"Edmund S. Phelps and Modern Macroeconomics"

Philippe Aghion, Roman Frydman, Joseph Stiglitz, Michael Woodford

Knowledge, Information and Expectations in Modern Macroeconomics
Editor(s): Philippe Aghion, Roman Frydman, and Michael Woodford
© Princeton University Press, 2003

Publication type: Chapter

Research Archive Topic: Business Economics and Public Policy, World Business

Abstract

It is not easy to summarize Ned Phelps's monumental contribution to economics.
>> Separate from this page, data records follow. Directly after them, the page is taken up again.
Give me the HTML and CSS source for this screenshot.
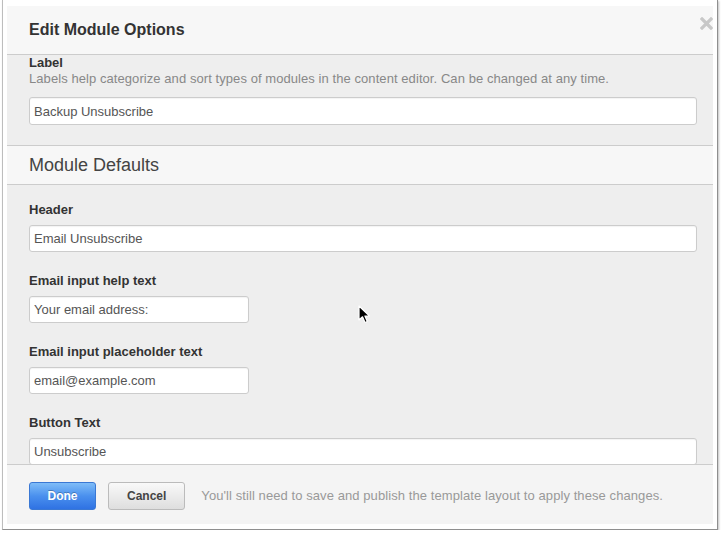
FILE: index.html
```html
<!DOCTYPE html>
<html lang="en">
<head>
    <meta charset="UTF-8">
    <meta name="viewport" content="width=device-width, initial-scale=1.0">
    <title>Edit Module Options</title>
    <link rel="stylesheet" href="styles.css">
</head>
<body>
    <div class="frame">
        <div class="modal">
            <!-- header -->
            <div class="modal-header">
                <h3>Edit Module Options</h3>
                <a class="close" href="#" title="Close">
                    <svg width="13" height="13" viewBox="0 0 13 13">
                        <path d="M2 2 L11 11 M11 2 L2 11" stroke="#c8c8c8" stroke-width="3.2" stroke-linecap="square"/>
                    </svg>
                </a>
            </div>

            <!-- scrolling body -->
            <div class="modal-body">
                <div class="group top">
                    <label>Label</label>
                    <p class="help">Labels help categorize and sort types of modules in the content editor. Can be changed at any time.</p>
                    <input type="text" class="wide" value="Backup Unsubscribe">
                </div>

                <div class="section-title">Module Defaults</div>

                <div class="fields">
                    <div class="group">
                        <label>Header</label>
                        <input type="text" class="wide" value="Email Unsubscribe">
                    </div>
                    <div class="group">
                        <label>Email input help text</label>
                        <input type="text" class="short" value="Your email address:">
                    </div>
                    <div class="group">
                        <label>Email input placeholder text</label>
                        <input type="text" class="short" value="email@example.com">
                    </div>
                    <div class="group">
                        <label>Button Text</label>
                        <input type="text" class="wide" value="Unsubscribe">
                    </div>
                </div>
            </div>

            <!-- footer -->
            <div class="modal-footer">
                <button class="btn primary">Done</button>
                <button class="btn">Cancel</button>
                <span class="note">You'll still need to save and publish the template layout to apply these changes.</span>
            </div>
        </div>
    </div>

    <!-- mouse pointer -->
    <svg class="pointer" width="14" height="20" viewBox="0 0 14 20">
        <path d="M1 1 L1 15 L4.5 11.8 L7 17.5 L9.3 16.5 L6.9 11 L11.5 11 Z" fill="#000" stroke="#fff" stroke-width="1.2" stroke-linejoin="round"/>
    </svg>
</body>
</html>
```

FILE: styles.css
```css
body {
    margin: 0;
    background-color: #ffffff;
    font-family: "Liberation Sans", Arial, Helvetica, sans-serif;
    color: #333;
}

.frame {
    margin-left: 2px;
    width: 716px;
    height: 530px;
    box-sizing: border-box;
    padding: 6px 4px 0 4px;
    border: 1px solid #bdbdbd;
    border-top: none;
    border-right-color: #8f8f8f;
    border-bottom-color: #8f8f8f;
    box-shadow: 1px 1px 2px rgba(0, 0, 0, 0.25);
    background-color: #ffffff;
}

.modal {
    position: relative;
    width: 706px;
    background-color: #eeeeee;
}

.modal-header {
    height: 48px;
    padding-left: 22px;
    background-color: #f7f7f7;
    border-bottom: 1px solid #cccccc;
}

.modal-header h3 {
    margin: 0;
    font-size: 16px;
    line-height: 47px;
    font-weight: bold;
    color: #333;
}

.close {
    position: absolute;
    top: 11px;
    right: 0;
    display: block;
    width: 13px;
    height: 13px;
}

.close svg {
    display: block;
}

.modal-body {
    height: 409px;
    overflow: hidden;
}

.group {
    padding: 0 16px 20px 22px;
}

label {
    display: block;
    font-size: 13px;
    line-height: 16px;
    font-weight: bold;
    color: #333;
}

.help {
    margin: 0 0 10px 0;
    font-size: 13px;
    line-height: 16px;
    letter-spacing: 0.07px;
    color: #888;
}

input {
    display: block;
    box-sizing: border-box;
    height: 28px;
    padding: 0 4px;
    font-family: "Liberation Sans", Arial, sans-serif;
    font-size: 13px;
    color: #555;
    background-color: #ffffff;
    border: 1px solid #cccccc;
    border-radius: 3px;
    box-shadow: inset 0 1px 1px rgba(0, 0, 0, 0.05);
}

.group:not(.top) input {
    margin-top: 7px;
    height: 27px;
}

input.wide {
    width: 100%;
}

input.short {
    width: 220px;
}

.section-title {
    height: 38px;
    padding-left: 22px;
    font-size: 18px;
    line-height: 38px;
    color: #444;
    background-color: #f7f7f7;
    border-top: 1px solid #cccccc;
    border-bottom: 1px solid #cccccc;
}

.fields {
    padding-top: 17px;
}

.fields .group {
    padding-bottom: 21px;
}

.modal-footer {
    display: flex;
    align-items: flex-start;
    height: 42px;
    padding: 17px 0 0 22px;
    background-color: #f4f4f4;
    border-top: 1px solid #cccccc;
}

.btn {
    height: 28px;
    padding: 0 18px;
    margin-right: 12px;
    font-family: "Liberation Sans", Arial, sans-serif;
    font-size: 12px;
    font-weight: bold;
    color: #444;
    background: linear-gradient(#f9f9f9, #dedede);
    border: 1px solid #bbbbbb;
    border-radius: 3px;
    cursor: pointer;
}

.btn.primary {
    width: 67px;
    padding: 0;
    color: #ffffff;
    text-shadow: 0 -1px 0 rgba(0, 0, 0, 0.25);
    background: linear-gradient(#7fbdf8, #4a90ee 50%, #2f72e3);
    border-color: #3a78d4;
}

.note {
    margin-left: 4px;
    font-size: 13px;
    line-height: 28px;
    letter-spacing: 0.08px;
    color: #999;
}

.pointer {
    position: absolute;
    left: 358px;
    top: 305px;
}
```
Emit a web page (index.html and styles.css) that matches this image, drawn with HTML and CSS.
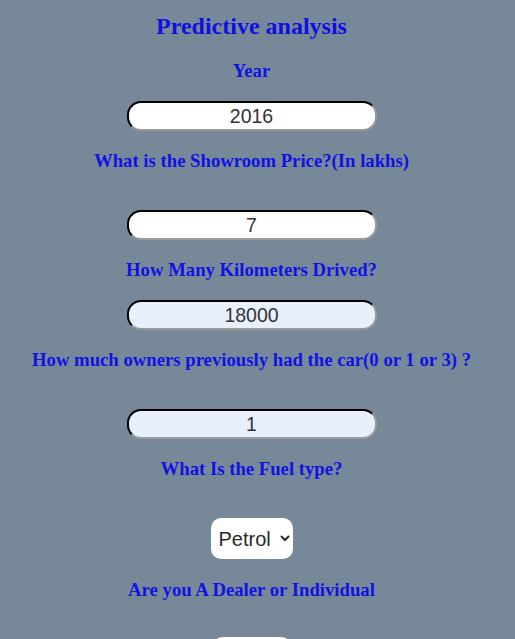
FILE: index.html
```html
<!DOCTYPE html>
<html>
<head>
<meta charset="utf-8">
<link rel="stylesheet" href="styles.css">
</head>
<body>
<form class="form">
  <h1 class="title">Predictive analysis</h1>
  <label class="q">Year</label>
  <input class="field" type="text" value="2016">
  <label class="q q-wide">What is the Showroom Price?(In lakhs)</label>
  <input class="field" type="text" value="7">
  <label class="q">How Many Kilometers Drived?</label>
  <input class="field field-fill" type="text" value="18000">
  <label class="q q-wide">How much owners previously had the car(0 or 1 or 3) ?</label>
  <input class="field field-fill" type="text" value="1">
  <label class="q q-wide">What Is the Fuel type?</label>
  <select class="pick">
    <option>Petrol</option>
    <option>Diesel</option>
    <option>CNG</option>
  </select>
  <label class="q q-wide q-last">Are you A Dealer or Individual</label>
  <select class="pick pick-2">
    <option>Dealer</option>
    <option>Individual</option>
  </select>
</form>
</body>
</html>
```

FILE: styles.css
```css
html, body {
  margin: 0;
  padding: 0;
}
body {
  background: #778899;
  font-family: "Liberation Serif", "Times New Roman", serif;
  color: #0000ff;
  height: 639px;
  overflow: hidden;
}
.form {
  display: flex;
  flex-direction: column;
  align-items: center;
  padding-top: 12px;
  padding-right: 12px;
}
.title {
  margin: 0;
  font-size: 24px;
  line-height: 28px;
  font-weight: bold;
  color: #1010e0;
}
.q {
  display: block;
  font-size: 18.72px;
  line-height: 22px;
  font-weight: bold;
  color: #1212e2;
  margin-top: 19px;
  margin-bottom: 19px;
}
.title + .q {
  margin-top: 20px;
}
.q-wide {
  margin-bottom: 38px;
}
.q-last {
  margin-top: 20px;
  margin-bottom: 36px;
}
.field {
  box-sizing: border-box;
  width: 250px;
  height: 30px;
  border-radius: 14px;
  border: 2px inset;
  border-top-color: #2a2a2a;
  border-left-color: #2a2a2a;
  border-right-color: #9a9a9a;
  border-bottom-color: #9a9a9a;
  background: #ffffff;
  font-family: "Liberation Sans", Arial, sans-serif;
  font-size: 19.5px;
  color: #333333;
  text-align: center;
  padding: 0 8px;
  margin: 0;
}
.field-fill {
  background: #e8f0fe;
}
.pick {
  box-sizing: border-box;
  height: 41px;
  width: 82px;
  border: none;
  border-radius: 10px;
  background: #ffffff;
  font-family: "Liberation Sans", Arial, sans-serif;
  font-size: 20px;
  color: #2a2a2a;
  padding: 0 4px;
  margin: 0;
}
.pick-2 {
  width: 78px;
}
```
A first impression is likely to be of a vast array of original concepts and models: the "natural rate of unemployment" and the expectations-augmented Phillips curve (1967, 1968, 1971), the "island" parable of search unemployment (1968, 1969, 1970), "incentive/efficiency wages" (1968), optimal inflation targeting over time (1967, 1972, 1978), the consequences of staggered wage-setting for unemployment dynamics (1977, 1979) and for disinflation (1978), the "customer market" model of pricing (1970, 1994), the roles of education and technological diffusion in long-run growth (1966), "golden rules" for investment in physical capital (1961) and in research (1966), dynamic inconsistency in savings behavior (1968), statistical discrimination (1972), and "structuralist" models of endogenous variation in the natural rate of unemployment (1994).